The budget process in South Africa is one of the most critical functions of Parliament, ensuring government spending aligns with national priorities while maintaining accountability and transparency. This guide provides an in-depth look at how the budget process works, the different stages, and the role of Parliament and the public in shaping it.
1. What is the Budget Process in Parliament?
The budget process is a structured cycle where government revenue and spending are planned, debated, and approved by Parliament. While the Minister of Finance presents the annual budget, it is not a final decision but rather a proposal that undergoes extensive scrutiny, debate, and possible amendment before it is approved.
The budget is not a single document but rather a set of interrelated budget instruments that go through various parliamentary and public processes before becoming law.
2. What are the key stages of the budget process?
The budget process occurs in different key stages:
Drafting & Planning (Formulation Stage)
The National Treasury issues spending guidelines.
Government departments submit draft budgets based on these guidelines.
Parliament provides oversight through committees and budget review reports.
Legislative Process (Approval Stage)
The Minister of Finance tables the budget in February.
Parliament scrutinizes and debates the budget.
Public consultations take place before the budget bills are passed.
Implementation
Once approved, the budget is implemented.
Government departments use the funds for programs and services.
Parliament monitors spending through oversight committees.
Auditing & Assessment
- The Auditor-General reviews government spending.
- Parliament holds departments accountable for financial performance.
- Reports are published, and corrective actions are taken where necessary.
3. Now that the budget has been tabled, when do Members of Parliament (MPs) vote on the budget bills?
MPs do not vote on the budget as a single document but rather on different budget-related bills that follow a structured process.
4. In what order does Parliament vote on budget-related bills and other tabled budget instruments?
The budget bills and other budget instruments tabled by the Minister are considered in the following order:
Fiscal Framework and Revenue Proposals
Establishes economic policy and revenue projections.
Sets the overall limits for government spending.
Division of Revenue Bill
Determines how funds are shared between national, provincial, and local government.
Appropriation Bill
Allocates money to specific government departments and programs.
Each bill and instrument must be passed before moving to the next stage.
5. What happens if the budget is not passed by April 1?
If Parliament has not passed the budget by April 1, the Public Finance Management Act (PFMA) allows government spending to continue based on the previous year's budget allocations.
However:
The Fiscal Framework should ideally be passed before April 1.
Government can continue spending as prescribed by the PFMA while awaiting final approval.
6. Is there a set timeframe within which Parliament must vote on the budget?
Yes.

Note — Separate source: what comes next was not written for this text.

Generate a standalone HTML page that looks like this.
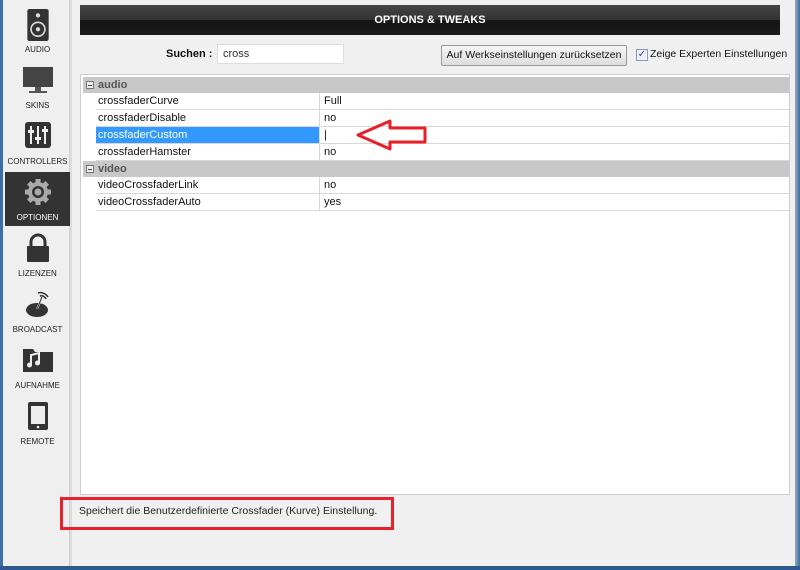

The Money Bills Amendment Procedure and Related Matters Act provides specific deadlines:
The Fiscal Framework and Revenue Proposals must be adopted within 16 days after the budget is tabled.
The other bills/instruments follow a sequenced process to ensure completion before the new financial year takes full effect.
Some flexibility exists if delays occur.
Government Spending Before Budget Approval
7. When does the provision allowing the executive to spend up to 45% of the previous year's budget take effect?
The PFMA allows the executive to continue spending temporarily based on previous allocations until Parliament approves the new budget. This provision ensures that essential government services continue without disruption.
8. Can MPs vote on departmental budgets in May if the overall budget framework has not been approved?
Yes, some votes--such as the Division of Revenue Bill--can happen in May, even if other budget parts are still being finalised.
Voting follows strict legal procedures:
Fiscal Framework and Revenue Proposals: One-third of MPs must be present, and a majority of those present must approve.
Division of Revenue and Appropriation Bills: At least 201 MPs must be present, with a majority vote required for approval.
9. Can the government start spending based on the new budget if Parliament has not approved it?
No. Until Parliament approves the budget, government spending must follow the previous year's allocations. The government can not implement new budgetary allocations without approval.
Legislative Considerations and Amendments
10. When do MPs vote on the Fiscal Framework?
The Fiscal Framework should be adopted within 16 days after being tabled. However, the law provides flexibility if delays occur.
11. Can Parliament change the budget?
Yes. Parliament has the power to amend the budget, but any changes must:
- Comply with the Money Bills Amendment Procedure and Related Matters Act.
- Consider government priorities, economic stability, and spending limits.
- Parliament uses the Budgetary Review and Recommendation Reports (BRRRs) to suggest amendments.
12. If the budget is rejected after April 1, does the executive have to repay any money spent?
No. If the budget is delayed:
- The government continues spending under legal provisions.
- It works like an overdraft until Parliament finalizes the budget.
- No actual "repayment" occurs, but adjustments may be made to align spending with final approvals.
13. How does VAT fit into the process if the budget is delayed or amended?
Any changes to VAT or taxation do not require direct repayment. Instead, tax adjustments follow the Taxation Laws Amendment Bills, which guide revenue collection.
Any new tax rates or adjustments are applied prospectively once approved.